The monthly payment is a derived figure that follows from the first three inputs. It is useful for cash flow planning but dangerous as the primary comparison metric, because a lower monthly payment almost always means a longer term and higher total cost.

Loan Emi Emi Formula

Nominal Rate vs Effective Annual Rate vs APR

Three different "interest rate" figures are commonly quoted. Each means something different.

Nominal rate: The stated annual percentage, without adjusting for compounding frequency. A card advertised at "24% per annum" usually compounds monthly — each month, 24/12 = 2% is applied to the balance.

Effective Annual Rate (EAR): Accounts for the actual compounding frequency. At 24% nominal compounded monthly: EAR = (1 + 0.02)^12 − 1 = 26.82%. This is the true annual cost.

Annual Percentage Rate (APR): In many jurisdictions, APR is a legally mandated disclosure that includes certain fees in the rate calculation. APRs are more comparable across lenders than nominal rates, but the exact definition of which fees must be included varies by country.

When comparing loans, always convert to the same rate type. If one lender quotes a nominal rate and another quotes APR, you are comparing incompatible numbers without a conversion step.

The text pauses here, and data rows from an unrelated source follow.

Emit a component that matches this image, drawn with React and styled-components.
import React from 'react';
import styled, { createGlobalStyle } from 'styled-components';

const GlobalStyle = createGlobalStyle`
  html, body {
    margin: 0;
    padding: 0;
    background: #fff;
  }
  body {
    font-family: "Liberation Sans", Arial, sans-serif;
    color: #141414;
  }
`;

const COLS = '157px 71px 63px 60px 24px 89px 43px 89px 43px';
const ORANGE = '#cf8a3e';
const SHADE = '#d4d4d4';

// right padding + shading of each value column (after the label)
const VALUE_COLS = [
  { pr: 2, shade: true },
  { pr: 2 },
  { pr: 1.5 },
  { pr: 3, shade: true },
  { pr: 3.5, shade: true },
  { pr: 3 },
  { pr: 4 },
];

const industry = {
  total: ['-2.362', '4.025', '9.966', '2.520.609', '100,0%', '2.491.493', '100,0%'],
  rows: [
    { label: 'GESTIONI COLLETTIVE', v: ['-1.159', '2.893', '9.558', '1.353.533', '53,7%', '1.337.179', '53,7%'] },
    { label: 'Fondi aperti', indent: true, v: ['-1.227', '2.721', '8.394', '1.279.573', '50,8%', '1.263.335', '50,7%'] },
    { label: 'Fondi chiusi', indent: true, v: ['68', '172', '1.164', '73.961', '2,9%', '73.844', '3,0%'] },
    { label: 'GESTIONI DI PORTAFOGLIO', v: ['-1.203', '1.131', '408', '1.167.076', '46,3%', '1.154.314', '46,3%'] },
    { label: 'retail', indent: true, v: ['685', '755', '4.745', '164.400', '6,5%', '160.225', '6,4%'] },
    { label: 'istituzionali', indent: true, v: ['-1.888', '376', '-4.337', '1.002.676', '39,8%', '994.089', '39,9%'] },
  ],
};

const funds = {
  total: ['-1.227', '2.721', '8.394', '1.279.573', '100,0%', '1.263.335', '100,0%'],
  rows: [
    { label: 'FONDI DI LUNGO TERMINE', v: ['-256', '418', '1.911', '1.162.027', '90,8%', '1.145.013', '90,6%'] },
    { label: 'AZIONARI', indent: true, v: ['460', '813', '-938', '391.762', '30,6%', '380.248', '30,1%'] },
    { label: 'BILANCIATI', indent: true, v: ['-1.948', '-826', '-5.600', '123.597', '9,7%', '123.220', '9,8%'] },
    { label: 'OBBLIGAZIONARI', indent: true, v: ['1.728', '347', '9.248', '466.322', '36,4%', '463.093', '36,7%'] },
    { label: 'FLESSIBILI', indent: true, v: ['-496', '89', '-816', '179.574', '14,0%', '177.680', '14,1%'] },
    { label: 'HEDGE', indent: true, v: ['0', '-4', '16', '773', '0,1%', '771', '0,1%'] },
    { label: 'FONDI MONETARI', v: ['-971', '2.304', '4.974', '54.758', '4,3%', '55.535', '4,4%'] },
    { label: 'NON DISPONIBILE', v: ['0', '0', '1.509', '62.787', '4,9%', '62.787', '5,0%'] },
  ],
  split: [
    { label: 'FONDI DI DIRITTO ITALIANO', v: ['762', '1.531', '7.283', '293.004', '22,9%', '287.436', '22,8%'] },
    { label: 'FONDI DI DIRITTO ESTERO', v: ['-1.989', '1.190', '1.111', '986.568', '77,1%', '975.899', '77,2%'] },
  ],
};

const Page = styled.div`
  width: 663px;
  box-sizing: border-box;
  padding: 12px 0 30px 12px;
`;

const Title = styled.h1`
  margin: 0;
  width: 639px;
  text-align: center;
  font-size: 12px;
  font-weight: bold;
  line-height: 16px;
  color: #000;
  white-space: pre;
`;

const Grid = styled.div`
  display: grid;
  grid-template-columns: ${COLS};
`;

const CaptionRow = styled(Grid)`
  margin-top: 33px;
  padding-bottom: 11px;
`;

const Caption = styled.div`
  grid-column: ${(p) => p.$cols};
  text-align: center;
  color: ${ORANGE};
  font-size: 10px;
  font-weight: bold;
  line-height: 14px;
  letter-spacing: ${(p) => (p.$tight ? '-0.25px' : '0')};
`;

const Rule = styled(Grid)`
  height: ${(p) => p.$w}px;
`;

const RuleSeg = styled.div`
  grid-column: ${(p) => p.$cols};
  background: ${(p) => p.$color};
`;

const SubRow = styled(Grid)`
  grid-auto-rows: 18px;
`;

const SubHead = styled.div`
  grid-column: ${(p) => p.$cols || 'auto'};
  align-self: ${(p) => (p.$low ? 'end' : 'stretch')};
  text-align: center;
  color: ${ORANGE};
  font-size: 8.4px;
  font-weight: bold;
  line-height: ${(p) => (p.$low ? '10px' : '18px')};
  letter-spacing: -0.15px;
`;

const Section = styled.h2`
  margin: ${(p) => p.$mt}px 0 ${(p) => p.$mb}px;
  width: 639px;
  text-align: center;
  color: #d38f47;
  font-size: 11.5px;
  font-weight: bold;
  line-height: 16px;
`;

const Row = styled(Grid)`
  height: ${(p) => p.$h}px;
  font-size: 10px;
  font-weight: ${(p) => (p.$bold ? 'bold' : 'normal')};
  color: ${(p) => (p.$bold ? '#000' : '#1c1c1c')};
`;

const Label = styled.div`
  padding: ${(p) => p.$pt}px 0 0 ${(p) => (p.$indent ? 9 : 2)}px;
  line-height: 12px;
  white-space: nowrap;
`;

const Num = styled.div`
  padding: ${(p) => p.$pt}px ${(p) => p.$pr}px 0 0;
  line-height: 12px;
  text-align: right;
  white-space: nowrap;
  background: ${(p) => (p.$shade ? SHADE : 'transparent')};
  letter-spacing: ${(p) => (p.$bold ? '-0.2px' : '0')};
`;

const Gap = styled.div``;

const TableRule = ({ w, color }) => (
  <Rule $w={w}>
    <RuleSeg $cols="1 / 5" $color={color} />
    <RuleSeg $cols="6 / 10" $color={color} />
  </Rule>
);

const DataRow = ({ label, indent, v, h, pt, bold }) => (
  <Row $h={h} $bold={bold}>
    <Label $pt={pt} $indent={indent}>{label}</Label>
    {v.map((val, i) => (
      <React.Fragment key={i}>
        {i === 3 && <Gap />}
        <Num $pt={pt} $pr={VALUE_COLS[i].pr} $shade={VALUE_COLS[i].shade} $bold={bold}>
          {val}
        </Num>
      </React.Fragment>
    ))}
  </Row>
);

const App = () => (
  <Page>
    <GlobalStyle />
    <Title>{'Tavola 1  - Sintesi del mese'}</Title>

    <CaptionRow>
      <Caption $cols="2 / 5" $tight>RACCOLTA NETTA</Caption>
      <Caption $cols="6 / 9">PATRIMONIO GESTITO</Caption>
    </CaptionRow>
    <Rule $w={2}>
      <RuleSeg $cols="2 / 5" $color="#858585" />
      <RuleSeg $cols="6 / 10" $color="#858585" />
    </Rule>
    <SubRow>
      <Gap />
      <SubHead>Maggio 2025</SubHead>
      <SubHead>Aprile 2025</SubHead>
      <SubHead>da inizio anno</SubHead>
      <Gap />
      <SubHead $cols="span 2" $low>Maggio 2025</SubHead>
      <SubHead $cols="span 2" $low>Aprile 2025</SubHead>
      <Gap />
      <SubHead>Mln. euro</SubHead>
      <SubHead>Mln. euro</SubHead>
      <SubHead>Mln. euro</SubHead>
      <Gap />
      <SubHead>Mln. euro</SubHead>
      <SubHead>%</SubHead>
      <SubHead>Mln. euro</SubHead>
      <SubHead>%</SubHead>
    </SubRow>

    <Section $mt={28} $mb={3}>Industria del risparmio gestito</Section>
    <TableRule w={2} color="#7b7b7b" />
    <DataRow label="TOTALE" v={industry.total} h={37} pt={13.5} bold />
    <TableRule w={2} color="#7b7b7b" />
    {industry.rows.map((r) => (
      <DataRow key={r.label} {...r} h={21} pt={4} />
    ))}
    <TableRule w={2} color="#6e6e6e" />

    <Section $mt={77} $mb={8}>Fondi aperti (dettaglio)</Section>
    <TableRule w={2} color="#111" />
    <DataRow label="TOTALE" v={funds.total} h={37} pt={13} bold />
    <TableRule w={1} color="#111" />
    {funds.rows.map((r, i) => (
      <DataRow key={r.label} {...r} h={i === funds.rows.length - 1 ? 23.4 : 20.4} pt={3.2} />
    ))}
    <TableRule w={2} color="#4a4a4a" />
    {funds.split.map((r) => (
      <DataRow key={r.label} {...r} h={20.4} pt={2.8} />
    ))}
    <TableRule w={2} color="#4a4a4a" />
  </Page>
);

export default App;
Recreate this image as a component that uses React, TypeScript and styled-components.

Building the Comparison Table

For a rigorous comparison, compute four figures for each offer:

Metric Loan A Loan B Loan C
Loan amount
Interest rate (APR)
Term (months)
Monthly payment
Total payments
Upfront fees
Total cost of borrowing
Effective monthly cost

Total cost of borrowing = Total payments + Upfront fees − Principal

Effective monthly cost = Total cost of borrowing ÷ Term in months

This last figure is the cleanest comparison metric because it amortises fees over the loan term, making a high-fee low-rate loan directly comparable to a low-fee higher-rate loan.

The Break-Even Analysis for Refinancing

If you are considering refinancing an existing loan, you need a break-even calculation: how many months must you stay in the new loan to recover the refinancing fees through lower payments?

Break-even months = Refinancing fees ÷ Monthly savings

If refinancing a mortgage costs $3,000 in fees and saves $180/month, break-even is 3,000 ÷ 180 = 16.7 months. If you plan to move or pay off the loan within two years, refinancing costs you money despite the lower rate.

Prepayment Penalties: The Hidden Trap

Many loans — particularly mortgages and car loans — include prepayment penalties: fees charged if you pay off the loan early or make extra payments. A loan with a 1% prepayment penalty on a $200,000 balance costs you $2,000 if you refinance or sell. This penalty effectively adds to your total cost and can eliminate the savings from a better refinancing offer.

Always ask: is there a prepayment penalty? What triggers it? How does it scale with remaining balance?

The Variable Rate Risk Assessment

Adjustable-rate loans are often cheaper than fixed-rate loans at the time of origination — the lender is offering a lower rate in exchange for the borrower absorbing the risk of future rate increases. To compare fairly, you need to stress-test the variable option.

Scenario analysis for a 5-year fixed period + variable mortgage: - Base case: rates unchanged → monthly payment stays at $1,400 - Moderate case: rate rises 2% at reset → new payment $1,650 (+$250/month) - Adverse case: rate rises 4% at reset → new payment $1,900 (+$500/month)

Ask yourself: can I afford the adverse-case payment? What is the maximum monthly payment I can sustain? If the answer is "no" to the adverse case, the fixed option is worth its premium.

A Decision Rule for Most Borrowers

After building the comparison table, apply this decision hierarchy:

  1. If total cost of borrowing differs by more than 5%, choose the lower-cost option regardless of monthly payment differences
  2. If total costs are similar, prefer the shorter term (builds equity faster, less interest rate risk over time)
  3. If total costs and terms are similar, prefer the lender with no or lower prepayment penalties (preserves flexibility)
  4. Only choose a variable rate if you have a credible plan to pay off or refinance before the adjustment period

Treat the monthly payment comparison as a cash flow sanity check — not a primary decision driver.